Blame it on my rather parochial mind or call it my commitment unto Him and His omniscience that I never forgot to call on Him at His most magnificent abode at Angkor, though it took me 33 long years to arrive there at his benign doorstep. That picture of Lord Buddha’s face – peaceful, full of tranquility only ascribed to the Gods – partially covered with a thin leafy branch of a Cotton Silk Tree or that serpentine vine, I could never move away from my committed mind. I would constantly remind myself through all those years that some day I should find myself in those mellifluous environs of the Gods. I eventually, did.
My state was like someone possessed once boarded the airplane at Delhi. a few days at Bangkok and then onto Siem Reap. Those glimpses of Hotel Empress Angkor (though those were missing in reality there) I used to check online were coming in front of my mind as I went through the paces. Bought a brand new camera Nikon D5500 (I am an out & out Nikon fan – used to have an FT2 thirty five years ago and then an N6006 film camera since these past twelve years and then the D5300 which my younger child has begun his photography career with). The Thai Smile flight and arrival at the Hotel to begin my pilgrimage at Angkor; Angkor of my day dreams.

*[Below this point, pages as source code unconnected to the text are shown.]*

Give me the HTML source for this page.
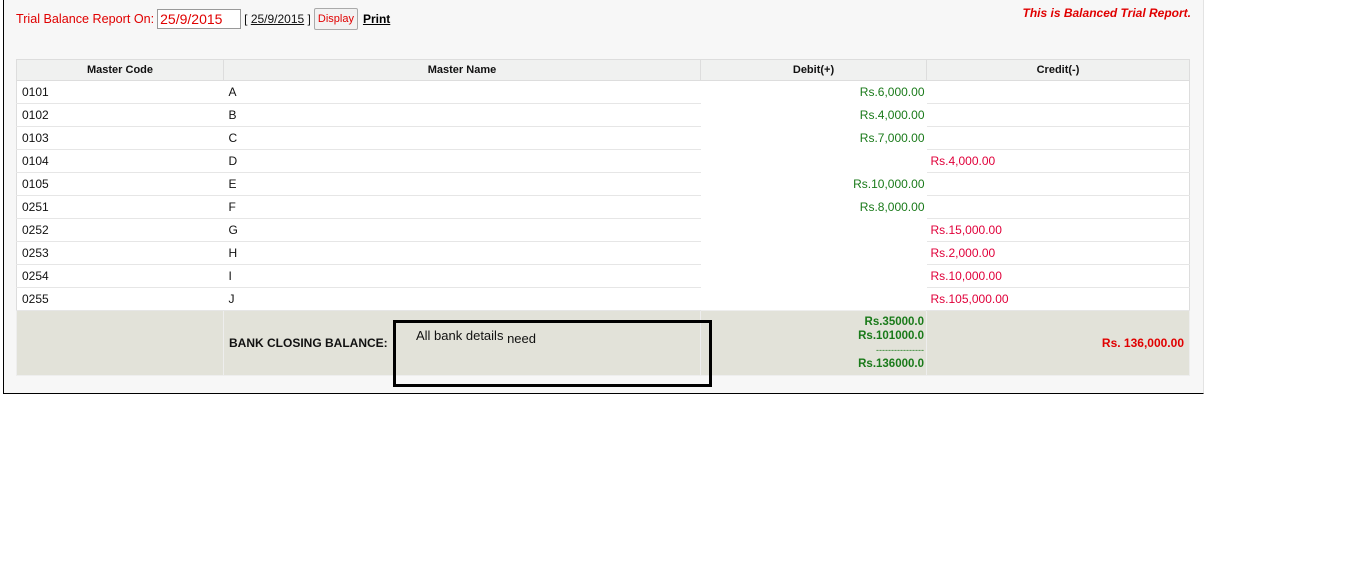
<!DOCTYPE html>
<html><head><style>
body{margin:0;width:1360px;height:571px;background:#fff;font-family:"Liberation Sans",Arial,sans-serif;position:relative;overflow:hidden}
.panel{position:absolute;left:3px;top:0;width:1199px;height:393px;background:#f7f7f7;border-left:1px solid #000;border-bottom:1px solid #000;border-right:1px solid #e3e3e3}
.top{position:absolute;left:12px;top:8px;font-size:12.6px;color:#e00000;display:flex;align-items:center}
.inp{width:80px;height:18px;border:1px solid #999;background:#fff;font-size:14px;color:#e00000;margin-left:3px;line-height:18px;padding-left:2px}
.btn{border:1px solid #aaa;border-radius:2px;background:#f2f2f2;font-size:11px;color:#e00000;padding:4px 3px;margin-left:3px}
.bal{position:absolute;right:12px;top:6px;color:#e00000;font-style:italic;font-weight:bold;font-size:12px}
table{position:absolute;left:12px;top:59px;width:1174px;table-layout:fixed;border-collapse:collapse;font-size:12px;border:1px solid #ddd}
th{background:#f0f1f0;height:20px;font-size:11px;border:1px solid #ddd;font-weight:bold;color:#111;padding:0}
td{height:22px;background:#fff;border-bottom:1px solid #e6e6e6;padding:0 5px;color:#111}
td.d{border-bottom:none;text-align:right;color:#1a7a1a;padding-right:2px}
td.c{color:#e0003a;padding-left:4px}
tr.f td{background:#e2e2d9;height:64px;border:1px solid #eee;font-weight:bold}
</style></head><body>
<div class="panel">
<div class="top">Trial Balance Report On:<div class="inp">25/9/2015</div><span style="color:#111;margin-left:3px;font-size:12px">[ <u>25/9/2015</u> ]</span><span class="btn">Display</span><b style="color:#000;margin-left:5px;text-decoration:underline;font-size:12px">Print</b></div>
<div class="bal">This is Balanced Trial Report.</div>
<table>
<colgroup><col style="width:207px"><col style="width:477px"><col style="width:226px"><col></colgroup>
<tr><th>Master Code</th><th>Master Name</th><th>Debit(+)</th><th>Credit(-)</th></tr>
<tr><td>0101</td><td>A</td><td class="d">Rs.6,000.00</td><td class="c"></td></tr>
<tr><td>0102</td><td>B</td><td class="d">Rs.4,000.00</td><td class="c"></td></tr>
<tr><td>0103</td><td>C</td><td class="d">Rs.7,000.00</td><td class="c"></td></tr>
<tr><td>0104</td><td>D</td><td class="d"></td><td class="c">Rs.4,000.00</td></tr>
<tr><td>0105</td><td>E</td><td class="d">Rs.10,000.00</td><td class="c"></td></tr>
<tr><td>0251</td><td>F</td><td class="d">Rs.8,000.00</td><td class="c"></td></tr>
<tr><td>0252</td><td>G</td><td class="d"></td><td class="c">Rs.15,000.00</td></tr>
<tr><td>0253</td><td>H</td><td class="d"></td><td class="c">Rs.2,000.00</td></tr>
<tr><td>0254</td><td>I</td><td class="d"></td><td class="c">Rs.10,000.00</td></tr>
<tr><td>0255</td><td>J</td><td class="d"></td><td class="c">Rs.105,000.00</td></tr>
<tr class="f"><td></td><td style="font-size:12px">BANK CLOSING BALANCE:</td><td style="text-align:right;color:#1a7a1a;font-size:11.5px;line-height:14px;padding-right:2px">Rs.35000.0<br>Rs.101000.0<br><span style="font-weight:normal;font-size:9px">----------------</span><br>Rs.136000.0</td><td style="text-align:right;color:#e00000">Rs. 136,000.00</td></tr>
</table>
</div>
<div style="position:absolute;left:393px;top:320px;width:313px;height:61px;border:3px solid #000"></div>
<div style="position:absolute;left:416px;top:328px;font-size:13px;color:#111">All bank details <span style="position:relative;top:3px">need</span></div>
</body></html>
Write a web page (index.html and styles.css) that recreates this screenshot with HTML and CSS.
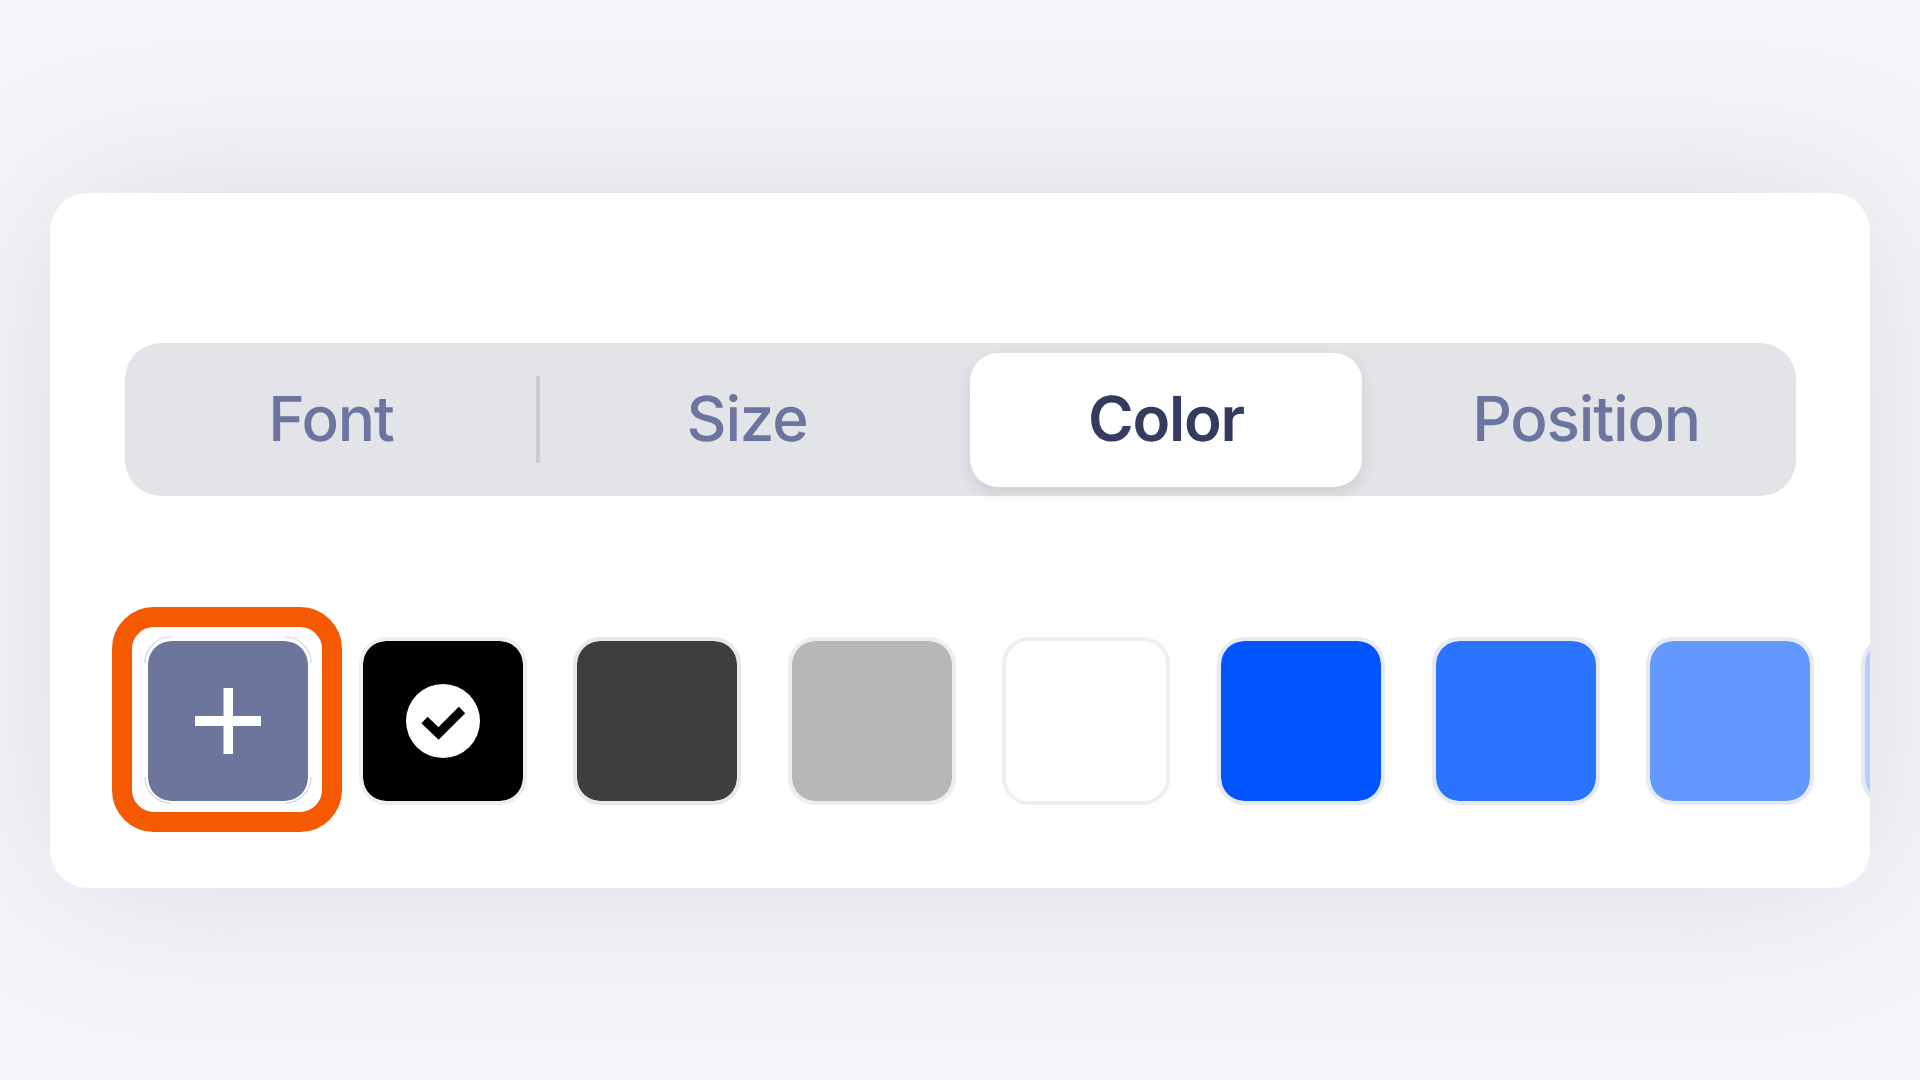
FILE: index.html
```html
<!DOCTYPE html>
<html lang="en">
<head>
  <meta charset="UTF-8">
  <meta name="viewport" content="width=device-width, initial-scale=1.0">
  <title>Text color</title>
  <link rel="stylesheet" href="styles.css">
</head>
<body>
  <div class="card">
    <div class="tabs">
      <a href="#" class="tab tab-divided">Font</a>
      <a href="#" class="tab">Size</a>
      <a href="#" class="tab active">Color</a>
      <a href="#" class="tab">Position</a>
    </div>

    <div class="swatches">
      <div class="swatch swatch-add">
        <svg class="corners" width="168" height="168" viewBox="0 0 168 168" fill="none" stroke="#d3d3d8" stroke-width="1.2">
          <path d="M1 27A26 26 0 0 1 27 1"/>
          <path d="M141 1A26 26 0 0 1 167 27"/>
          <path d="M167 141A26 26 0 0 1 141 167"/>
          <path d="M27 167A26 26 0 0 1 1 141"/>
        </svg>
        <svg width="66" height="66" viewBox="0 0 66 66" fill="#fff">
          <rect x="28.500" y="0" width="9.500" height="66"/>
          <rect x="0" y="28" width="66" height="10"/>
        </svg>
        <span class="callout"></span>
      </div>
      <div class="swatch swatch-black">
        <span class="selected">
          <svg width="74" height="74" viewBox="0 0 74 74" fill="none" stroke="#000" stroke-width="9">
            <path d="M18.500 36L32.500 49.500L56 26"/>
          </svg>
        </span>
      </div>
      <div class="swatch swatch-dark"></div>
      <div class="swatch swatch-gray"></div>
      <div class="swatch swatch-white"></div>
      <div class="swatch swatch-blue"></div>
      <div class="swatch swatch-blue2"></div>
      <div class="swatch swatch-blue3"></div>
      <div class="swatch swatch-blue4"></div>
    </div>
  </div>
</body>
</html>
```

FILE: styles.css
```css
body {
  font-family: Inter, "Liberation Sans", sans-serif;
  background-color: #f5f5fa;
  margin: 0;
  height: 1080px;
  padding-top: 193px;
  box-sizing: border-box;
  overflow: hidden;
}
.card {
  position: relative;
  margin: 0 50px;
  height: 695px;
  padding: 150px 0 0 75px;
  box-sizing: border-box;
  background: white;
  border-radius: 38px;
  box-shadow: 0 0 170px rgba(70, 70, 90, 0.14);
  overflow: hidden;
}
.tabs {
  display: grid;
  grid-template-columns: 412px 420px 419px 420px;
  width: 1671px;
  height: 153px;
  background-color: #e2e4e8;
  border-radius: 36px;
}
.tab {
  display: flex;
  align-items: center;
  justify-content: center;
  padding-bottom: 3px;
  box-sizing: border-box;
  font-size: 62px;
  letter-spacing: -1.2px;
  font-weight: 500;
  text-rendering: geometricPrecision;
  color: #6b759f;
  text-decoration: none;
}
.tab-divided {
  position: relative;
}
.tab-divided::after {
  content: "";
  position: absolute;
  right: -3px;
  top: 33px;
  width: 4px;
  height: 87px;
  background-color: #caccd2;
}
.active {
  margin: 10px 14px 9px 13px;
  font-weight: 600;
  color: #343b5f;
  background: white;
  border-radius: 28px;
  box-shadow: 0 6px 16px rgba(0, 0, 0, 0.1);
}
.swatches {
  display: flex;
  gap: 46.600px;
  margin: 140.500px 0 0 19px;
}
.swatch {
  position: relative;
  flex-shrink: 0;
  display: flex;
  align-items: center;
  justify-content: center;
  width: 168px;
  height: 168px;
  box-sizing: border-box;
  border: 4.500px solid #e8eaf3;
  border-radius: 27px;
}
.swatch-add {
  background: #6c759b padding-box;
  border-color: white;
}
.corners {
  position: absolute;
  left: -4.500px;
  top: -4.500px;
}
.callout {
  position: absolute;
  left: -36px;
  top: -33.500px;
  width: 230px;
  height: 225px;
  box-sizing: border-box;
  border: 20px solid #f55a00;
  border-radius: 42px;
}
.swatch-black {
  background: black padding-box;
  border-color: #efeff1;
}
.selected {
  display: flex;
  width: 74px;
  height: 74px;
  background: white;
  border-radius: 50%;
}
.swatch-dark {
  background: #3e3e3e padding-box;
  border-color: #e8e8ea;
}
.swatch-gray {
  background: #b7b7b7 padding-box;
  border-color: #eeeef0;
}
.swatch-white {
  background: white;
  border-color: #eeeff3;
}
.swatch-blue {
  background: #0055ff padding-box;
}
.swatch-blue2 {
  background: #2b74ff padding-box;
}
.swatch-blue3 {
  background: #6398ff padding-box;
}
.swatch-blue4 {
  background: #b5cdff padding-box;
}
```
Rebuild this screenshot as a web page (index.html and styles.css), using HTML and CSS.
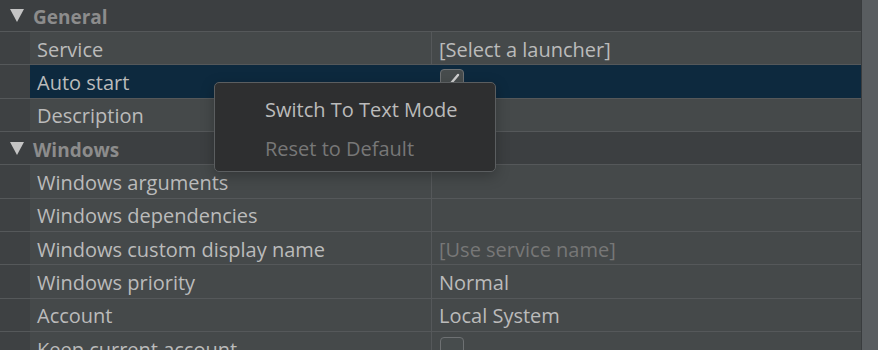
FILE: index.html
```html
<!DOCTYPE html>
<html lang="en">
<head>
    <meta charset="UTF-8">
    <title>Properties</title>
    <link rel="stylesheet" href="styles.css">
</head>
<body>
    <div class="frame">
        <div class="sheet">
            <div class="rows">
                <div class="group">
                    <svg class="arrow" width="14" height="13" viewBox="0 0 14 13"><polygon points="0,0 14,0 7,13" fill="#c4c4c4"/></svg>
                    General
                </div>
                <div class="row">
                    <div class="gutter"></div>
                    <div class="name">Service</div>
                    <div class="value">[Select a launcher]</div>
                </div>
                <div class="row selected">
                    <div class="gutter"></div>
                    <div class="name">Auto start</div>
                    <div class="value">
                        <span class="check on">
                            <svg width="22" height="22" viewBox="0 0 22 22"><path d="M2 14 L6 18 L17 5" fill="none" stroke="#cfcfcf" stroke-width="2.4" stroke-linecap="round" stroke-linejoin="round"/></svg>
                        </span>
                    </div>
                </div>
                <div class="row">
                    <div class="gutter"></div>
                    <div class="name">Description</div>
                    <div class="value"></div>
                </div>
                <div class="group">
                    <svg class="arrow" width="14" height="13" viewBox="0 0 14 13"><polygon points="0,0 14,0 7,13" fill="#c4c4c4"/></svg>
                    Windows
                </div>
                <div class="row">
                    <div class="gutter"></div>
                    <div class="name">Windows arguments</div>
                    <div class="value"></div>
                </div>
                <div class="row">
                    <div class="gutter"></div>
                    <div class="name">Windows dependencies</div>
                    <div class="value"></div>
                </div>
                <div class="row">
                    <div class="gutter"></div>
                    <div class="name">Windows custom display name</div>
                    <div class="value placeholder">[Use service name]</div>
                </div>
                <div class="row">
                    <div class="gutter"></div>
                    <div class="name">Windows priority</div>
                    <div class="value">Normal</div>
                </div>
                <div class="row">
                    <div class="gutter"></div>
                    <div class="name">Account</div>
                    <div class="value">Local System</div>
                </div>
                <div class="row">
                    <div class="gutter"></div>
                    <div class="name">Keep current account</div>
                    <div class="value"><span class="check"></span></div>
                </div>
            </div>

            <div class="menu">
                <div class="menu-item">Switch To Text Mode</div>
                <div class="menu-item disabled">Reset to Default</div>
            </div>
        </div>
        <div class="scrollbar"></div>
    </div>
</body>
</html>
```

FILE: styles.css
```css
body {
    margin: 0;
    background-color: #3c3f41;
    font-family: "Open Sans", "Noto Sans", sans-serif;
    font-size: 20px;
    color: #bbbbbb;
    overflow: hidden;
}

.frame {
    display: flex;
    width: 878px;
    height: 350px;
    overflow: hidden;
}

.sheet {
    position: relative;
    width: 861px;
    border-right: 1px solid #393c3e;
    overflow: hidden;
}

.rows {
    margin-top: -1.33px;
}

.group {
    display: flex;
    align-items: center;
    padding-top: 4px;
    height: 28.33px;
    border-bottom: 1px solid #55585a;
    background-color: #3c3f41;
    color: #8c8c8c;
    font-weight: 700;
    font-size: 19px;
    padding-left: 10px;
}

.arrow {
    margin-right: 9px;
    margin-top: -3px;
}

.row {
    display: flex;
    height: 32.33px;
    border-bottom: 1px solid #55585a;
    background-color: #45494a;
}

.gutter {
    width: 30px;
    flex-shrink: 0;
    background-color: #3e4143;
}

.name {
    width: 394px;
    padding: 2px 0 0 7px;
    border-right: 1px solid #55585a;
    display: flex;
    align-items: center;
    white-space: nowrap;
}

.value {
    flex: 1;
    padding: 2px 0 0 7px;
    display: flex;
    align-items: center;
    white-space: nowrap;
}

.placeholder {
    color: #777777;
}

.selected {
    background-color: #0d293e;
}

.selected .name {
    border-right-color: #0d293e;
}

.check {
    display: inline-flex;
    width: 22px;
    height: 22px;
    margin-left: 1px;
    border: 1px solid #6e7173;
    border-radius: 4px;
    background-color: #474c4d;
    align-self: flex-start;
    margin-top: 3px;
}

.selected .check {
    margin-top: 2px;
}

.menu {
    position: absolute;
    left: 214px;
    top: 82px;
    width: 282px;
    height: 90px;
    padding-top: 7px;
    box-sizing: border-box;
    background-color: #2e2f30;
    border: 1px solid #5b5e60;
    border-radius: 5px;
    box-shadow: 0 4px 14px rgba(0, 0, 0, 0.25);
}

.menu-item {
    height: 39px;
    line-height: 39px;
    padding-left: 50px;
    color: #bbbbbb;
}

.menu-item.disabled {
    color: #777777;
}

.scrollbar {
    flex: 1;
    background-color: #595d60;
}
```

Tell you frankly, I had almost memorised the road stretch from SRI Airport to the Hotel, the surroundings, the floating market, the entities along the road to the Hotel, the people, the Tuk Tuks et el having checked them over & over again on the internet. i had viewed it so many times only to make my resolve that much more concrete.
Upon arrival at the Temple complex, once the awe of its enormity waned a little, and I began to proceed further, it was all stones everywhere. Moving further, even that thought began to wane. Wane because the art and sculpture grew so soul-endearing that any harshness lent by the presence of the toughness of stone began to yield to the more delicate side of the primary character of the temples. Although facades have got damaged over the years but whatever is left of them is simply something one doesn’t get to witness at many a place; in fact nowhere.
Further inquiry, as one moved along, provided galleries of bas-relief so full of life that you tend to forget you are simply witness to a work of art. It takes over your senses. It overwhelms you. This make believe world of Angkor suddenly bursts into real life. Osmotically melting into real and virtual life. The scenes begin to enact as real life playing right before your eyes. You become part of the real life happenings as a full time participant.
You watch just as Lord Ram fires an arrow at Bali. As Hanumanji lifts the majestic mountain to save an unconscious Lakshmanji, you find you are watching the scene with baited breath. Similarly, as The Bhishma Pitamah asks Arjun for water, you want to pour some into his dry lips from your own water bottle. And then realise that, hell, I am just standing at Angkor watching a mellifluous work by a master artist who must have known almost a thousand years earlier, for all you know, that he would create something so enchanting that some day an Onlooker will effectively become submerged in his work and that would be the day his dedication shall stand vindicated. He is being repaid for that fine work by thousands like myself everyday since past nearly thousand years.
My quest, as I have mentioned already in a different post, being incomplete still, I am scheduled to gi back this week. Afterall I need to speak with Him. Besides, got to be a tad more deliberate in my understanding of the entire feeling Angkor. Of that mellifluous feeling.